LOS ANGELES—Thanks to a landmark budget signed today by Mayor Eric Garcetti, public safety resources will be expanded, neighborhood services will be ramped up, and the City will invest a record $138 million into services and programs to get more unsheltered Angelenos into homes.
The $8.76 billion budget is the City’s blueprint for spending in the coming fiscal year, and reflects Mayor Garcetti’s commitment to a back-to-basics agenda — funding the expansion of key neighborhood services and the hiring of additional police officers and firefighters. The spending plan also closes a projected $90 million deficit, while maintaining a reserve fund of $322 million — the largest in L.A. history.
“Our budget is more than numbers on a spreadsheet — it is a reflection of our priorities and our values,” said Mayor Garcetti. “We don’t have to choose between keeping our communities safe, paving our streets, and caring for the most vulnerable — we can and must do all of these things, and this budget shows that we can do them responsibly.

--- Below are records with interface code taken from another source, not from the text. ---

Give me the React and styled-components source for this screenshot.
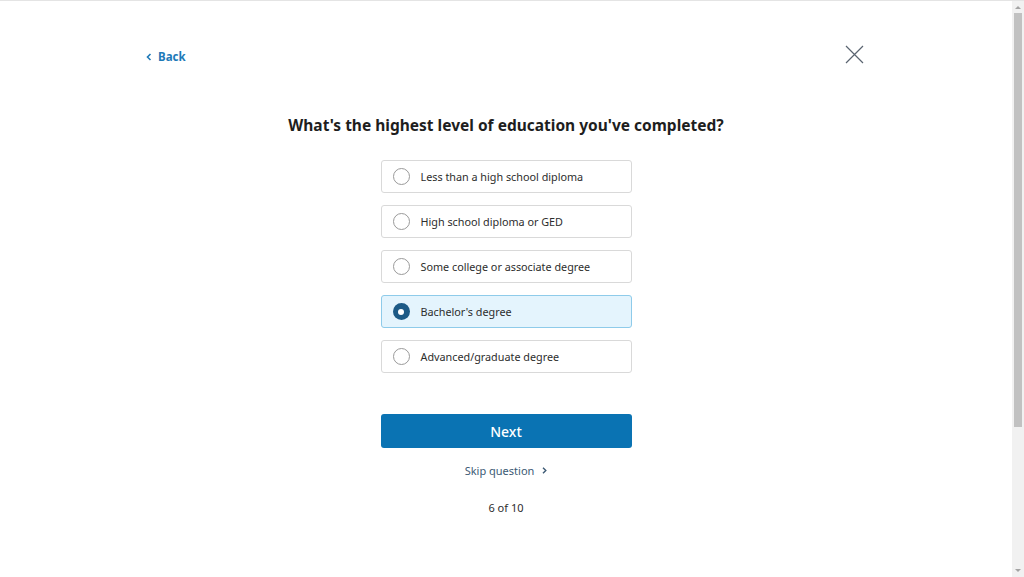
import React, { useState } from "react";
import styled, { createGlobalStyle } from "styled-components";

const GlobalStyle = createGlobalStyle`
  html, body {
    margin: 0;
    padding: 0;
    background: #ffffff;
    font-family: "Noto Sans", "Open Sans", sans-serif;
    color: #2d2d2d;
    overflow: hidden;
  }
`;

const Page = styled.div`
  display: flex;
  height: 100vh;
  border-top: 1px solid #e4e4e4;
  box-sizing: border-box;
`;

const Content = styled.div`
  flex: 1;
  min-width: 0;
`;

const ScrollTrack = styled.div`
  width: 12px;
  flex-shrink: 0;
  background: #f1f1f1;
  display: flex;
  flex-direction: column;
  align-items: center;
  padding: 3px 0;
  box-sizing: border-box;
`;

const ScrollArrow = styled.div`
  width: 0;
  height: 0;
  border-left: 3px solid transparent;
  border-right: 3px solid transparent;
  ${(p) => (p.$down ? "border-top: 3px solid #a3a3a3;" : "border-bottom: 3px solid #a3a3a3;")}
  margin: 2px 0;
`;

const ScrollThumb = styled.div`
  width: 8px;
  height: 414px;
  margin-top: 2px;
  background: #c1c1c1;
`;

const Spacer = styled.div`
  flex: 1;
`;

const TopBar = styled.div`
  display: flex;
  justify-content: space-between;
  align-items: center;
  padding: 35px 148px 0 146px;
  height: 38px;
`;

const BackLink = styled.a`
  display: flex;
  align-items: center;
  gap: 6px;
  font-size: 11.5px;
  font-weight: 700;
  color: #1f7ab8;
  text-decoration: none;
  cursor: pointer;
  margin-top: 3px;
`;

const CloseButton = styled.button`
  border: none;
  background: none;
  padding: 0;
  width: 19px;
  height: 19px;
  margin-top: -2px;
  cursor: pointer;
  display: flex;
  align-items: center;
  justify-content: center;
`;

const Main = styled.main`
  display: flex;
  flex-direction: column;
  align-items: center;
`;

const Title = styled.h1`
  font-size: 15.5px;
  font-weight: 700;
  color: #1e1e1e;
  margin: 39px 0 23px;
  line-height: 24px;
`;

const Options = styled.div`
  display: flex;
  flex-direction: column;
  gap: 12px;
  width: 251px;
`;

const Option = styled.label`
  display: flex;
  align-items: center;
  gap: 11px;
  height: 33px;
  box-sizing: border-box;
  padding: 0 11px;
  border-radius: 3px;
  border: 1px solid ${(p) => (p.$selected ? "#8ecbea" : "#d9d9d9")};
  background: ${(p) => (p.$selected ? "#e4f4fd" : "#ffffff")};
  font-size: 10.8px;
  color: #2d2d2d;
  cursor: pointer;
`;

const Radio = styled.span`
  width: 17px;
  height: 17px;
  border-radius: 50%;
  box-sizing: border-box;
  flex-shrink: 0;
  display: flex;
  align-items: center;
  justify-content: center;
  border: ${(p) => (p.$checked ? "none" : "1px solid #9a9a9a")};
  background: ${(p) => (p.$checked ? "#1d5a86" : "#ffffff")};
  &::after {
    content: "";
    display: ${(p) => (p.$checked ? "block" : "none")};
    width: 6px;
    height: 6px;
    border-radius: 50%;
    background: #ffffff;
  }
`;

const NextButton = styled.button`
  width: 251px;
  height: 34px;
  margin-top: 41px;
  border: none;
  border-radius: 3px;
  background: #0a73b3;
  color: #ffffff;
  font-family: inherit;
  font-size: 14px;
  font-weight: 500;
  cursor: pointer;
`;

const SkipLink = styled.a`
  display: flex;
  align-items: center;
  gap: 8px;
  margin-top: 15px;
  font-size: 11px;
  color: #3c5a74;
  cursor: pointer;
`;

const Progress = styled.div`
  margin-top: 22px;
  font-size: 11px;
  color: #2d2d2d;
`;

const options = [
  "Less than a high school diploma",
  "High school diploma or GED",
  "Some college or associate degree",
  "Bachelor's degree",
  "Advanced/graduate degree",
];

export default function App() {
  const [selected, setSelected] = useState(3);

  return (
    <>
      <GlobalStyle />
      <Page>
        <Content>
          <TopBar>
            <BackLink>
              <svg width="6" height="8" viewBox="0 0 6 8">
                <path d="M4.5 1 L1.5 4 L4.5 7" fill="none" stroke="#1f7ab8" strokeWidth="1.6" />
              </svg>
              Back
            </BackLink>
            <CloseButton aria-label="Close">
              <svg width="19" height="19" viewBox="0 0 19 19">
                <path d="M1 1 L18 18 M18 1 L1 18" stroke="#5a6470" strokeWidth="1.2" fill="none" />
              </svg>
            </CloseButton>
          </TopBar>
          <Main>
            <Title>What's the highest level of education you've completed?</Title>
            <Options>
              {options.map((label, i) => (
                <Option key={label} $selected={selected === i} onClick={() => setSelected(i)}>
                  <Radio $checked={selected === i} />
                  {label}
                </Option>
              ))}
            </Options>
            <NextButton>Next</NextButton>
            <SkipLink>
              Skip question
              <svg width="5" height="7" viewBox="0 0 5 7">
                <path d="M1 0.8 L3.8 3.5 L1 6.2" fill="none" stroke="#3c5a74" strokeWidth="1.4" />
              </svg>
            </SkipLink>
            <Progress>6 of 10</Progress>
          </Main>
        </Content>
        <ScrollTrack>
          <ScrollArrow />
          <ScrollThumb />
          <Spacer />
          <ScrollArrow $down />
        </ScrollTrack>
      </Page>
    </>
  );
}
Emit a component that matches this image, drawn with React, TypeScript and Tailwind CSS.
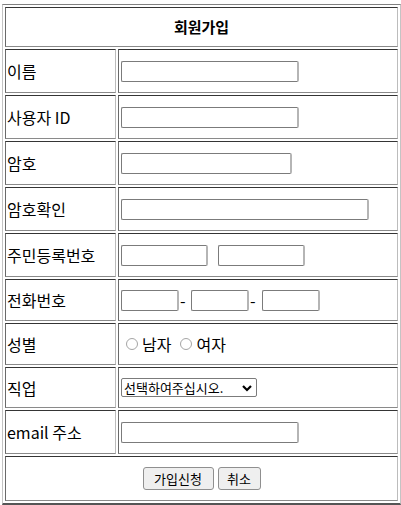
const cell =
  "border border-t-[#353535] border-l-[#6a6a6a] border-b-[#8a8a8a] border-r-[#bcbcbc] p-px align-middle";
const label = cell + " w-[111px] text-left text-[16px] leading-[20px] pl-[1px]";
const value = cell + " text-left";
const field =
  "block h-[21px] rounded-[2px] border border-[#7b7b7b] border-r-2 border-r-[#b5b5b5] bg-white outline-none";
const radio =
  "m-0 h-[12px] w-[12px] appearance-none rounded-full border border-[#a5a5a5] bg-white";
const button =
  "h-[23px] rounded-[3px] border border-[#8f8f8f] bg-[#efefef] text-[13px] leading-[20px] text-black";

function Row({ name, h, children }: { name: string; h: string; children: React.ReactNode }) {
  return (
    <tr>
      <td className={label + " " + h}>{name}</td>
      <td className={value + " " + h}>{children}</td>
    </tr>
  );
}

export default function App() {
  return (
    <div className="min-h-[505px] bg-white pl-[2px] pt-[4px] font-['Noto_Sans_CJK_KR','Noto_Sans',sans-serif] text-black">
      <table className="w-[399px] border-separate border-spacing-[2px] border-t border-l border-r border-b-2 border-t-[#808080] border-l-[#c4c4c4] border-r-[#c4c4c4] border-b-[#555555]">
        <tbody>
          <tr>
            <td colSpan={2} className={cell + " h-[40px] text-center text-[15px] font-bold"}>
              회원가입
            </td>
          </tr>
          <Row name="이름" h="h-[44px]">
            <input className={field + " ml-px w-[178px]"} />
          </Row>
          <Row name="사용자 ID" h="h-[44px]">
            <input className={field + " ml-px w-[178px]"} />
          </Row>
          <Row name="암호" h="h-[44px]">
            <input type="password" className={field + " ml-px w-[171px]"} />
          </Row>
          <Row name="암호확인" h="h-[44px]">
            <input type="password" className={field + " ml-px w-[248px]"} />
          </Row>
          <Row name="주민등록번호" h="h-[44px]">
            <div className="ml-px flex items-center gap-[10px]">
              <input className={field + " w-[87px]"} />
              <input className={field + " w-[87px]"} />
            </div>
          </Row>
          <Row name="전화번호" h="h-[42px]">
            <div className="ml-px flex items-center text-[16px]">
              <input className={field + " w-[58px]"} />
              <span className="w-[12px] pl-[1px] leading-[20px]">-</span>
              <input className={field + " w-[58px]"} />
              <span className="w-[13px] pl-[1px] leading-[20px]">-</span>
              <input className={field + " w-[58px]"} />
            </div>
          </Row>
          <Row name="성별" h="h-[42px]">
            <div className="flex items-center pl-[6px] text-[16px] leading-[20px]">
              <label className="flex items-center gap-[4px]">
                <input type="radio" name="gender" className={radio} />
                남자
              </label>
              <label className="ml-[9px] flex items-center gap-[4px]">
                <input type="radio" name="gender" className={radio} />
                여자
              </label>
            </div>
          </Row>
          <Row name="직업" h="h-[41px]">
            <div className="relative ml-px w-[136px]">
              <select className="block h-[19px] w-[136px] appearance-none rounded-[2px] border border-[#7b7b7b] bg-white pl-[2px] pr-[18px] text-[13px] leading-[16px] outline-none">
                <option>선택하여주십시오.</option>
                <option>학생</option>
                <option>회사원</option>
                <option>기타</option>
              </select>
              <svg
                className="pointer-events-none absolute right-[5px] top-[6px] h-[8px] w-[10px]"
                viewBox="0 0 10 8"
                fill="none"
                stroke="black"
                strokeWidth="2.2">
                <path d="M1 2l4 4 4-4" />
              </svg>
            </div>
          </Row>
          <Row name="email 주소" h="h-[44px]">
            <input type="email" className={field + " ml-px w-[178px]"} />
          </Row>
          <tr>
            <td colSpan={2} className={cell + " h-[45px] text-center"}>
              <div className="flex items-center justify-center gap-[4px]">
                <button className={button + " w-[71px]"}>가입신청</button>
                <button className={button + " w-[43px]"}>취소</button>
              </div>
            </td>
          </tr>
        </tbody>
      </table>
    </div>
  );
}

I’d like to thank the City Council for their diligence and leadership in approving this budget. This is an unprecedented investment in our most vulnerable residents, as we continue working together toward more permanent solutions to get homeless Angelenos into housing and off the streets for good.”
The City’s budget continues restoring core neighborhood services, funding 525 new sworn officers at the Los Angeles Police Department and 160 new civilians for desk jobs — so that officers can serve where they are needed most. The budget also includes funding for an additional 230 firefighters at the Los Angeles Fire Department — the first LAFD expansion in eight years. This budget will also extend funding for expanded trash and bulky item pickup, sidewalk repairs, tree trimming, and street repaving.
“I’m very pleased that we’ve come so far over the past few years to bring the city back to fiscal stability,” said Councilmember Paul Krekorian, chair of the Budget and Finance Committee. “Thanks to the extraordinary work of Mayor Garcetti and the City Council, we now have a healthy and responsible budget that delivers high-quality neighborhood services, increases funding for our police and fire departments, invests in jobs and economic growth, tackles the vexing problem of homelessness and establishes the largest reserve fund in the city’s history. This budget will enhance the quality of life for Angelenos today and protect our city in the years to come.”
Outlining the city’s priorities, the budget will fund the City’s homelessness strategy and grows L.A.’s investment in housing and services for homeless Angelenos by $120 million — nearly a ten-fold increase since Mayor Garcetti entered office. A majority of those funds will be used to support a “Housing First” strategy that focuses on getting people housed and connected to services. The plan allocates $67 million for the development of new affordable housing, and $71 million for critical services, including domestic violence programs, rapid rehousing, expanding shelter beds, and programming to support people as they transition into housing. This funding plan leverages every available resource and asset to fund these programs, utilizing a combination of general fund dollars and the revenues from the sale and development of city properties.
“This year’s budget reflects the commitment the City has made to addressing homelessness in an effective manner,” said Homelessness and Poverty Committee Chair Marqueece Harris Dawson. “We’ve balanced the critical need for housing production with enhancing how the City interacts with and serves our homeless Angelenos.”
The City’s homelessness spending plan has already garnered the support of local community advocates and leaders. Last month, the California Community Foundation, Conrad N. Hilton Foundation, and Weingart Foundation announced a $16 million commitment in loans and grants to accelerate the production of permanent supportive housing. Those early commitments will help leverage another $45 million in loans to cover the costs of developing up to 1,000 new units.
In May, Mayor Garcetti also signed his 16th Executive Directive, which establishes a permanent Mayor’s Homelessness Cabinet and directs City departments to train and empower all City employees to become first responders in the fight against homelessness. The Directive implements a “No Wrong Door” strategy, which asks City employees to actively help connect homeless Angelenos with housing and supportive services.